╭─ Dataset extract

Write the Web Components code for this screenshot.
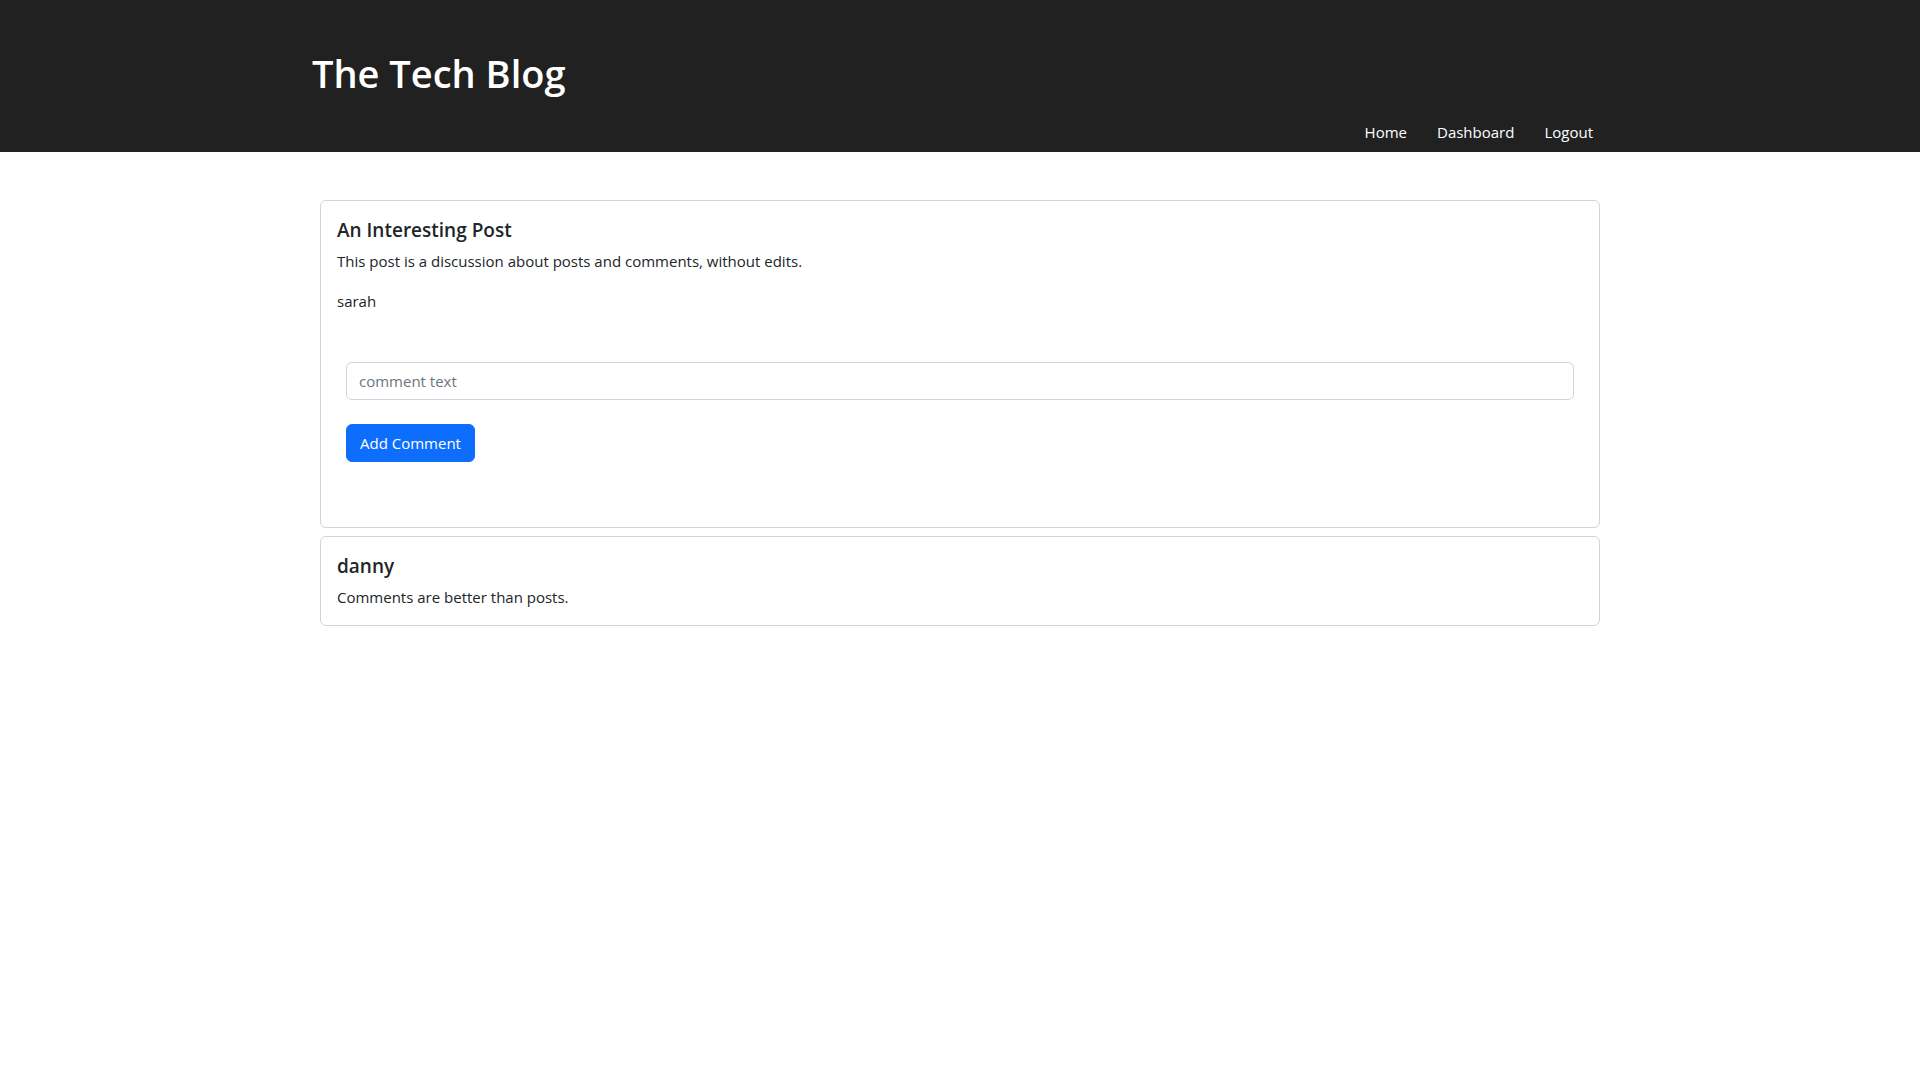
<!DOCTYPE html>
<html lang="en">
<head>
<meta charset="utf-8">
<title>The Tech Blog</title>
<style>
  body {
    margin: 0;
    background: #fff;
    color: #212529;
    font: 400 15px/24px "Segoe UI", "Open Sans", "Noto Sans", sans-serif;
  }
  main {
    display: grid;
    gap: 8px;
    max-width: 1280px;
    margin: 48px auto 0;
  }
</style>
</head>
<body>
<blog-header>
  The Tech Blog
  <nav-link slot="nav" href="#home">Home</nav-link>
  <nav-link slot="nav" href="#dashboard">Dashboard</nav-link>
  <nav-link slot="nav" href="#logout">Logout</nav-link>
</blog-header>
<main>
  <blog-card>
    <span slot="title">An Interesting Post</span>
    <post-text>This post is a discussion about posts and comments, without edits.</post-text>
    <post-text>sarah</post-text>
    <comment-form></comment-form>
  </blog-card>
  <blog-card>
    <span slot="title">danny</span>
    <post-text>Comments are better than posts.</post-text>
  </blog-card>
</main>
<script>
const define = (name, html, setup) => {
  const template = document.createElement('template');
  template.innerHTML = html;
  customElements.define(name, class extends HTMLElement {
    constructor() {
      super();
      this.attachShadow({ mode: 'open' }).append(template.content.cloneNode(true));
    }
    connectedCallback() {
      if (setup) setup(this);
    }
  });
};

define('blog-header', `
  <style>
    :host { display: block; background: #212121; color: #fff; }
    header { max-width: 1296px; margin: 0 auto; padding-top: 48px; }
    h1 { margin: 0 0 14px; font-size: 38px; line-height: 50px; font-weight: 600; }
    nav { display: flex; justify-content: flex-end; }
  </style>
  <header>
    <h1><slot></slot></h1>
    <nav aria-label="Main"><slot name="nav"></slot></nav>
  </header>`);

define('nav-link', `
  <style>
    :host { display: block; }
    a { display: block; padding: 8px 15px; color: inherit; text-decoration: none; }
  </style>
  <a><slot></slot></a>`,
  el => { el.shadowRoot.querySelector('a').href = el.getAttribute('href'); });

define('blog-card', `
  <style>
    :host { display: block; padding: 16px; border: 1px solid rgba(0, 0, 0, .175); border-radius: 6px; }
    h2 { margin: 0 0 6px; font-size: 19px; line-height: 26px; font-weight: 600; }
    .body { display: grid; gap: 16px; }
  </style>
  <h2><slot name="title"></slot></h2>
  <div class="body"><slot></slot></div>`);

define('post-text', `
  <style>
    :host { display: block; }
    p { margin: 0; }
  </style>
  <p><slot></slot></p>`);

define('comment-form', `
  <style>
    :host { display: block; padding: 33px 9px 49px; }
    form { display: grid; gap: 24px; justify-items: start; }
    input, button {
      box-sizing: border-box;
      height: 38px;
      margin: 0;
      padding: 6px 12px;
      border: 1px solid #ced4da;
      border-radius: 6px;
      font: inherit;
    }
    input { width: 100%; background: #fff; color: #212529; }
    input::placeholder { color: #6c757d; opacity: 1; }
    button { padding: 6px 13px; border-color: #0d6efd; background: #0d6efd; color: #fff; cursor: pointer; }
  </style>
  <form>
    <input type="text" name="comment" placeholder="comment text" aria-label="comment text">
    <button type="button">Add Comment</button>
  </form>`);
</script>
</body>
</html>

╰─

▶ _What you will do_:
Do not copy the pictures, but repeat every line exactly.

▶ _The result_:
Write the Web Components code for this screenshot.
<!DOCTYPE html>
<html lang="en">
<head>
<meta charset="utf-8">
<title>The Tech Blog</title>
<style>
  body {
    margin: 0;
    background: #fff;
    color: #212529;
    font: 400 15px/24px "Segoe UI", "Open Sans", "Noto Sans", sans-serif;
  }
  main {
    display: grid;
    gap: 8px;
    max-width: 1280px;
    margin: 48px auto 0;
  }
</style>
</head>
<body>
<blog-header>
  The Tech Blog
  <nav-link slot="nav" href="#home">Home</nav-link>
  <nav-link slot="nav" href="#dashboard">Dashboard</nav-link>
  <nav-link slot="nav" href="#logout">Logout</nav-link>
</blog-header>
<main>
  <blog-card>
    <span slot="title">An Interesting Post</span>
    <post-text>This post is a discussion about posts and comments, without edits.</post-text>
    <post-text>sarah</post-text>
    <comment-form></comment-form>
  </blog-card>
  <blog-card>
    <span slot="title">danny</span>
    <post-text>Comments are better than posts.</post-text>
  </blog-card>
</main>
<script>
const define = (name, html, setup) => {
  const template = document.createElement('template');
  template.innerHTML = html;
  customElements.define(name, class extends HTMLElement {
    constructor() {
      super();
      this.attachShadow({ mode: 'open' }).append(template.content.cloneNode(true));
    }
    connectedCallback() {
      if (setup) setup(this);
    }
  });
};

define('blog-header', `
  <style>
    :host { display: block; background: #212121; color: #fff; }
    header { max-width: 1296px; margin: 0 auto; padding-top: 48px; }
    h1 { margin: 0 0 14px; font-size: 38px; line-height: 50px; font-weight: 600; }
    nav { display: flex; justify-content: flex-end; }
  </style>
  <header>
    <h1><slot></slot></h1>
    <nav aria-label="Main"><slot name="nav"></slot></nav>
  </header>`);

define('nav-link', `
  <style>
    :host { display: block; }
    a { display: block; padding: 8px 15px; color: inherit; text-decoration: none; }
  </style>
  <a><slot></slot></a>`,
  el => { el.shadowRoot.querySelector('a').href = el.getAttribute('href'); });

define('blog-card', `
  <style>
    :host { display: block; padding: 16px; border: 1px solid rgba(0, 0, 0, .175); border-radius: 6px; }
    h2 { margin: 0 0 6px; font-size: 19px; line-height: 26px; font-weight: 600; }
    .body { display: grid; gap: 16px; }
  </style>
  <h2><slot name="title"></slot></h2>
  <div class="body"><slot></slot></div>`);

define('post-text', `
  <style>
    :host { display: block; }
    p { margin: 0; }
  </style>
  <p><slot></slot></p>`);

define('comment-form', `
  <style>
    :host { display: block; padding: 33px 9px 49px; }
    form { display: grid; gap: 24px; justify-items: start; }
    input, button {
      box-sizing: border-box;
      height: 38px;
      margin: 0;
      padding: 6px 12px;
      border: 1px solid #ced4da;
      border-radius: 6px;
      font: inherit;
    }
    input { width: 100%; background: #fff; color: #212529; }
    input::placeholder { color: #6c757d; opacity: 1; }
    button { padding: 6px 13px; border-color: #0d6efd; background: #0d6efd; color: #fff; cursor: pointer; }
  </style>
  <form>
    <input type="text" name="comment" placeholder="comment text" aria-label="comment text">
    <button type="button">Add Comment</button>
  </form>`);
</script>
</body>
</html>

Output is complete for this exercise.